>> start

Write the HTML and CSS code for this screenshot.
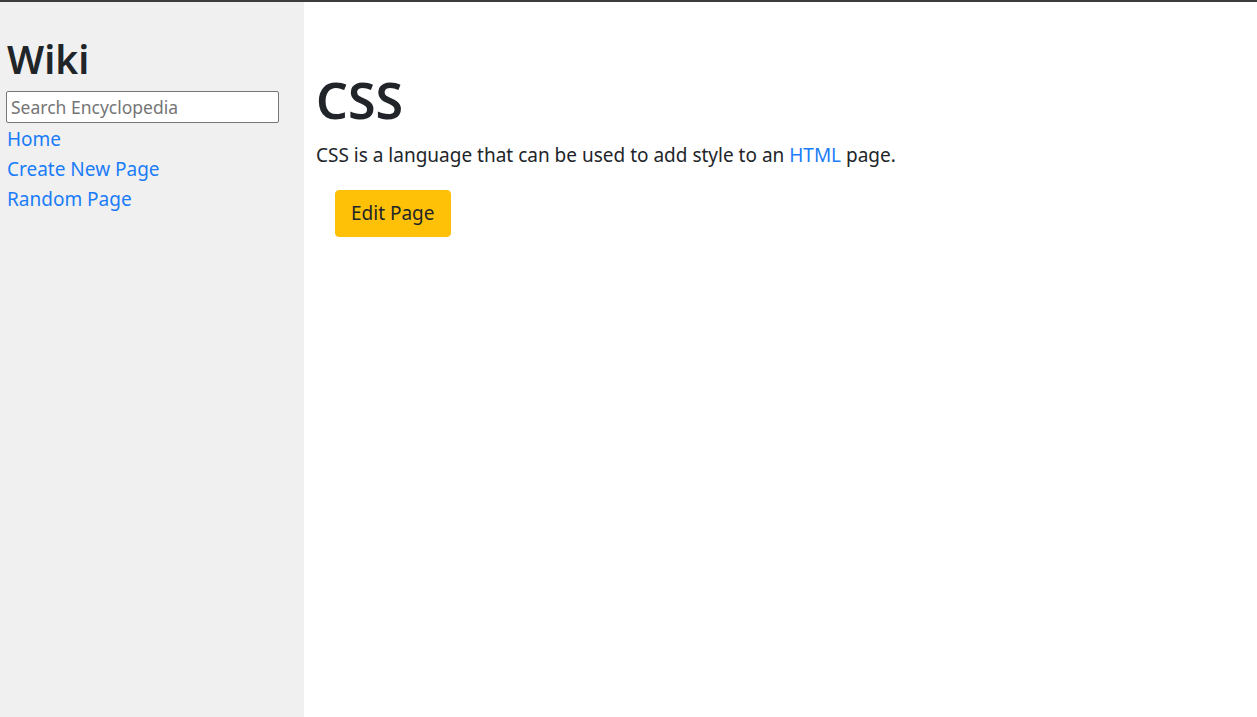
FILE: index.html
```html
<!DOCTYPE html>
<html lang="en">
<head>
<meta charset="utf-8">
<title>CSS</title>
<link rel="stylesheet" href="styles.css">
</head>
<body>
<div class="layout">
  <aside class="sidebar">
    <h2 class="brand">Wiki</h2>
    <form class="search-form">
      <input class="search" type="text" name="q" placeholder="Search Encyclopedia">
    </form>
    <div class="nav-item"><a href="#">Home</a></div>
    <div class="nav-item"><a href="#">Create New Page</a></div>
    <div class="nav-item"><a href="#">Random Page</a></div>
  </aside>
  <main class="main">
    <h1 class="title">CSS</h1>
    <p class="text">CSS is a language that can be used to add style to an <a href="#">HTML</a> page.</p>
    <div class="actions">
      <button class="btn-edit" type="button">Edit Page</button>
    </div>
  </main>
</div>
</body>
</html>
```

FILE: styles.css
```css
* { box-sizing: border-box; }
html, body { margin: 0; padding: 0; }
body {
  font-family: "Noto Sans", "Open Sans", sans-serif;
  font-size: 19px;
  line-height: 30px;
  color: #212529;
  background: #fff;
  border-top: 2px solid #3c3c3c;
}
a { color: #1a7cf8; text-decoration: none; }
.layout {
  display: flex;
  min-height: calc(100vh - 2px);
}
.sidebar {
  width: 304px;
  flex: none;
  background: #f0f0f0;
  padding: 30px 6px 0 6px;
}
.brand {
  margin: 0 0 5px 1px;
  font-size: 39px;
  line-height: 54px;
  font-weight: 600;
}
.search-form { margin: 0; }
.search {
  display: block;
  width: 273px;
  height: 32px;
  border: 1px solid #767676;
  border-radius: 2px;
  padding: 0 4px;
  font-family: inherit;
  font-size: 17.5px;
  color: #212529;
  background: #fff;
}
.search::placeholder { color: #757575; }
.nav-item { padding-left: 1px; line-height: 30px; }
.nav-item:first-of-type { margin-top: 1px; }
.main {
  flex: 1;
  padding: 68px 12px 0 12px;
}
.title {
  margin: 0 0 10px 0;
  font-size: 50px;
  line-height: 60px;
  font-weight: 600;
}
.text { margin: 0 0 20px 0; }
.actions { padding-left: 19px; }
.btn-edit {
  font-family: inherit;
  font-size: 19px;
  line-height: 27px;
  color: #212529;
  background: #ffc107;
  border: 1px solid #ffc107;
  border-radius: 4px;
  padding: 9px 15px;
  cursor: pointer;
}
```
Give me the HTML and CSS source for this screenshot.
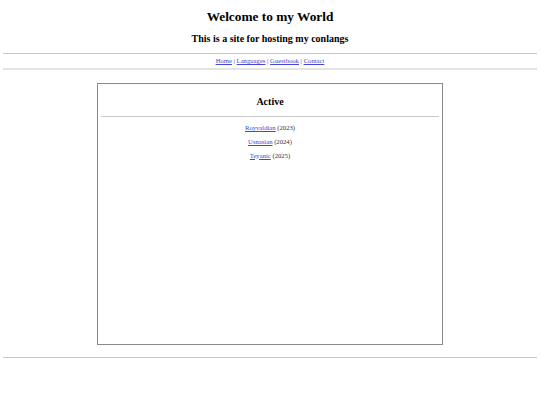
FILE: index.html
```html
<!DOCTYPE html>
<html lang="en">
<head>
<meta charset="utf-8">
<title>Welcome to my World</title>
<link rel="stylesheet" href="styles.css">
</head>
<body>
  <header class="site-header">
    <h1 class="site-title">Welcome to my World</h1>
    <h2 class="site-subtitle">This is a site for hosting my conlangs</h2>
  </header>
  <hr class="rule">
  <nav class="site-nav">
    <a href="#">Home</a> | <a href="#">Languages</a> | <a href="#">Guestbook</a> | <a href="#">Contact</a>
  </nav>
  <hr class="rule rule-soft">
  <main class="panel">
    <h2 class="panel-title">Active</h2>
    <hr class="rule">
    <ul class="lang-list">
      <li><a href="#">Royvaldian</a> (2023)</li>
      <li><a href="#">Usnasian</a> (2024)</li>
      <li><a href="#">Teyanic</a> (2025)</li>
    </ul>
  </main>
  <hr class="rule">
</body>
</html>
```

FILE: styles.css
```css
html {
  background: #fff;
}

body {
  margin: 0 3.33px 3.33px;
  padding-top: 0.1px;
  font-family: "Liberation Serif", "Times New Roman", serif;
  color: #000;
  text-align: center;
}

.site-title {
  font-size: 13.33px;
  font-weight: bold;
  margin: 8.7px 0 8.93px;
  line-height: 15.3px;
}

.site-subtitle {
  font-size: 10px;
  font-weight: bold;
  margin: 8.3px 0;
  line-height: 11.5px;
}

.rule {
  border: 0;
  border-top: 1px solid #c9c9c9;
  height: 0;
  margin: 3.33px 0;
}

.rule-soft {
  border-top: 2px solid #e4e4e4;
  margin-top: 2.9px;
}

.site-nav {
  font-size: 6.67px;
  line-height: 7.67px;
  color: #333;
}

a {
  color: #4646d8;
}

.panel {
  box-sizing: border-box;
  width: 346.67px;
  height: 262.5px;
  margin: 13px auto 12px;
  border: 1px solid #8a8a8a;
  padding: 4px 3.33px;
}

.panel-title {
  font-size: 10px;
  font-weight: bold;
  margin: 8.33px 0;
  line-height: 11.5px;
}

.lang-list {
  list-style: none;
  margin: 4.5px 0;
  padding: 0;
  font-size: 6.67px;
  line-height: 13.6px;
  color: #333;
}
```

>> end
>> start

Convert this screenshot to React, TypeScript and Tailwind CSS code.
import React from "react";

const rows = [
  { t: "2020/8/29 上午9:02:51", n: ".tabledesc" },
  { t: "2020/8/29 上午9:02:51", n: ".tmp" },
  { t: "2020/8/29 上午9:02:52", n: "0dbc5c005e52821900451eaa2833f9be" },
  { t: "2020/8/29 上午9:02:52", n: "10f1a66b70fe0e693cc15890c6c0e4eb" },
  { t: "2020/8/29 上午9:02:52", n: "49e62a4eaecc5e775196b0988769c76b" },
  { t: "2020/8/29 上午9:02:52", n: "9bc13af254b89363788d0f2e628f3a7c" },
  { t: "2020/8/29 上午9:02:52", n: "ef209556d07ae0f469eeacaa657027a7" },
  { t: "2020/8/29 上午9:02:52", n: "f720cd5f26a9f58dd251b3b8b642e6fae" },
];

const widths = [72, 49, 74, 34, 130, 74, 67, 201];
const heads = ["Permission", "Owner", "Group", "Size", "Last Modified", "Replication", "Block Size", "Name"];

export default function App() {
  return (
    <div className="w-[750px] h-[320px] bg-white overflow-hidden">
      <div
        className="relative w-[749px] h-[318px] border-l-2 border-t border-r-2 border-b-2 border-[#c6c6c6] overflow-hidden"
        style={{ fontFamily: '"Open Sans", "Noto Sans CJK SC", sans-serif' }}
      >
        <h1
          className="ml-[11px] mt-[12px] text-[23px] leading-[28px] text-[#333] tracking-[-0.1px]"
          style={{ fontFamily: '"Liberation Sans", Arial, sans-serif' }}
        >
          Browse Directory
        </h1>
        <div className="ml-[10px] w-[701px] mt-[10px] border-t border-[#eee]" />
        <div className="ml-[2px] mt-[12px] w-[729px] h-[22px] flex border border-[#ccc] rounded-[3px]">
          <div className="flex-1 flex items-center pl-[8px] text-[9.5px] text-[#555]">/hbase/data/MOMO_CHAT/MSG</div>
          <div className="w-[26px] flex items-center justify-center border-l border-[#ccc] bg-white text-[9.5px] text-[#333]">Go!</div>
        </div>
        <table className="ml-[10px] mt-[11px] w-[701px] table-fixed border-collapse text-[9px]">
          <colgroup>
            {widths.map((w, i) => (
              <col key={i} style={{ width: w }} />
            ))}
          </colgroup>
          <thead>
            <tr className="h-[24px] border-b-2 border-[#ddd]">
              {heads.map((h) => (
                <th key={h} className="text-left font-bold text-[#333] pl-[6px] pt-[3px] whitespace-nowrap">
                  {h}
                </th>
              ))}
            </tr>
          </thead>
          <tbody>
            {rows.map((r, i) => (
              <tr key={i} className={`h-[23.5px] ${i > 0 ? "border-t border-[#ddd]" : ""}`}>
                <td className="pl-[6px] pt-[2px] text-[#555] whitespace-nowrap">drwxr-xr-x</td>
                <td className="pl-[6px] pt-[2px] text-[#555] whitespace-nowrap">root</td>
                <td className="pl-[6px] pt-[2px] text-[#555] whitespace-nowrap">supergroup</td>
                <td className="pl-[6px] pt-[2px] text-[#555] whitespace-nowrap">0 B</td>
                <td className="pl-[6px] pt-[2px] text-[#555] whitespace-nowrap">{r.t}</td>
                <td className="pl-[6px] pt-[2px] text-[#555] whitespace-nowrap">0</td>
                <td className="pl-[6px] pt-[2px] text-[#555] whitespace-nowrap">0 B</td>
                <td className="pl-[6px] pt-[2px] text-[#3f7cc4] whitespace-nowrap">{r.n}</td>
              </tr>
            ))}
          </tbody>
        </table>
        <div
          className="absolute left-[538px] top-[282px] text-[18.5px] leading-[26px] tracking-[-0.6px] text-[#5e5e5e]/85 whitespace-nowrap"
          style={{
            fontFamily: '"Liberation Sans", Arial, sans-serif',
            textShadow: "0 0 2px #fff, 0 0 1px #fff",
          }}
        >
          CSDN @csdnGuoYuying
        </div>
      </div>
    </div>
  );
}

>> end
>> start

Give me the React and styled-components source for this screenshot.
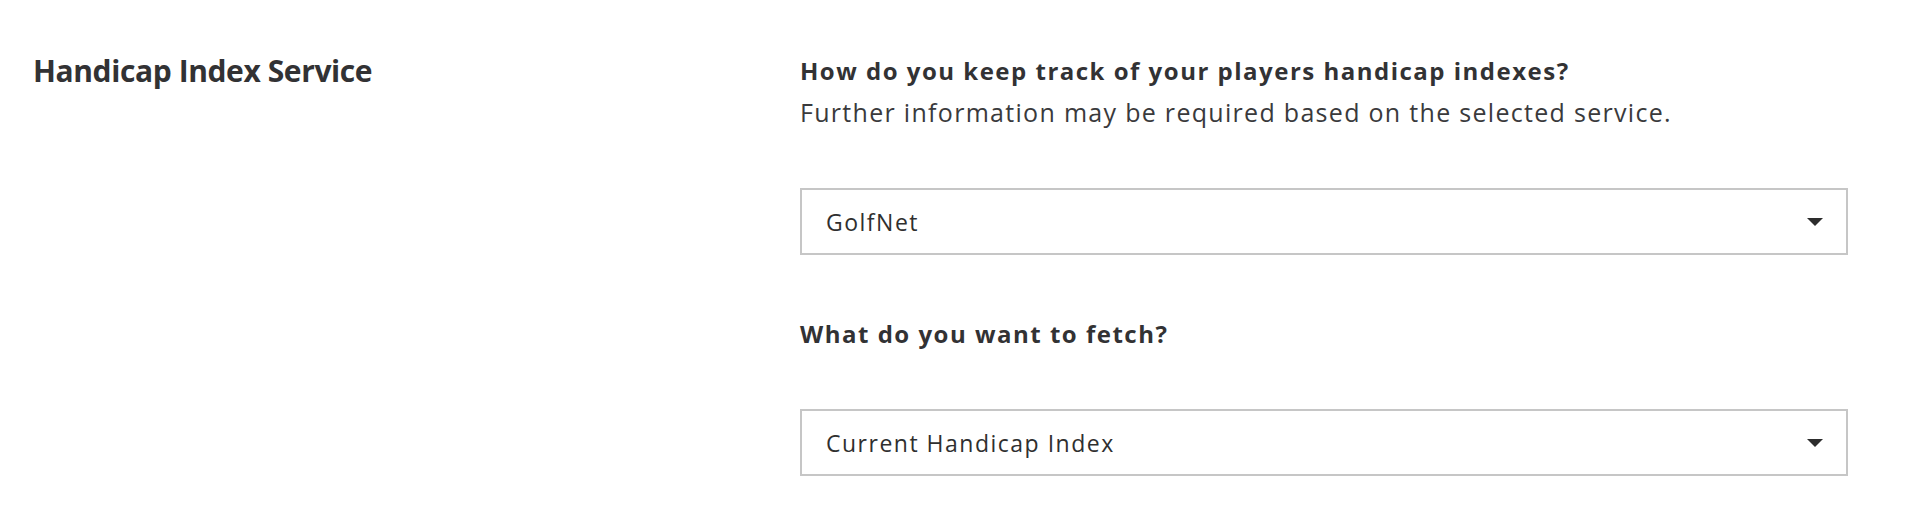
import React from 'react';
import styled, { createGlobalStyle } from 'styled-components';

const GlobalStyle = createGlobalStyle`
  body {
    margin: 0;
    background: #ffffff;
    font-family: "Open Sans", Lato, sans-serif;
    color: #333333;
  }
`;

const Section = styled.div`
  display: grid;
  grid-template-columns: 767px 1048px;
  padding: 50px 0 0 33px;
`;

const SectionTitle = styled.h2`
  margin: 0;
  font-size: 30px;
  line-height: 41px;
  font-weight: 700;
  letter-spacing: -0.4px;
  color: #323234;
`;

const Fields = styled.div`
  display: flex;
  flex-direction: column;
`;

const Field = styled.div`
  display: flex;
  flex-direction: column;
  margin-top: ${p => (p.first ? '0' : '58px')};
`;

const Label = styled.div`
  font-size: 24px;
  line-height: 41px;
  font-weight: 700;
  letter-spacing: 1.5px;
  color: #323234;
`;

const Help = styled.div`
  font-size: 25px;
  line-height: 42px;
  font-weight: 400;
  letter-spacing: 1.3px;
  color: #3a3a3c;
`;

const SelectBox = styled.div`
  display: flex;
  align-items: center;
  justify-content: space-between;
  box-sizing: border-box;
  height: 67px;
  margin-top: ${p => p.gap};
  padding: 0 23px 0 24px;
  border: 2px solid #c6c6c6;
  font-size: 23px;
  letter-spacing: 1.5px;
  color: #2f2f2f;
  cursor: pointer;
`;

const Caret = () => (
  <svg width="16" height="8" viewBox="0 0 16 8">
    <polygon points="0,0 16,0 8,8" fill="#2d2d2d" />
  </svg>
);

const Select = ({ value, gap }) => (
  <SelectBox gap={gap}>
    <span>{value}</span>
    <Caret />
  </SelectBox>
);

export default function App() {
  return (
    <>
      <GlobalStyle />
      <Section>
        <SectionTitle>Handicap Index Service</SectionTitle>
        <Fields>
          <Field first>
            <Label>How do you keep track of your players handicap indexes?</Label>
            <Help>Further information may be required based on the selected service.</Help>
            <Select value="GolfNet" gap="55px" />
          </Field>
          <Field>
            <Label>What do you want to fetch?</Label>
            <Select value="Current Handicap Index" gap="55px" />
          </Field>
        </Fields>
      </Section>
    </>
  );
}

>> end

● **Do this**
Return every line above that contains the word "screenshot".

● **Solution to this problem**
Write the HTML and CSS code for this screenshot.
Give me the HTML and CSS source for this screenshot.
Convert this screenshot to React, TypeScript and Tailwind CSS code.
Give me the React and styled-components source for this screenshot.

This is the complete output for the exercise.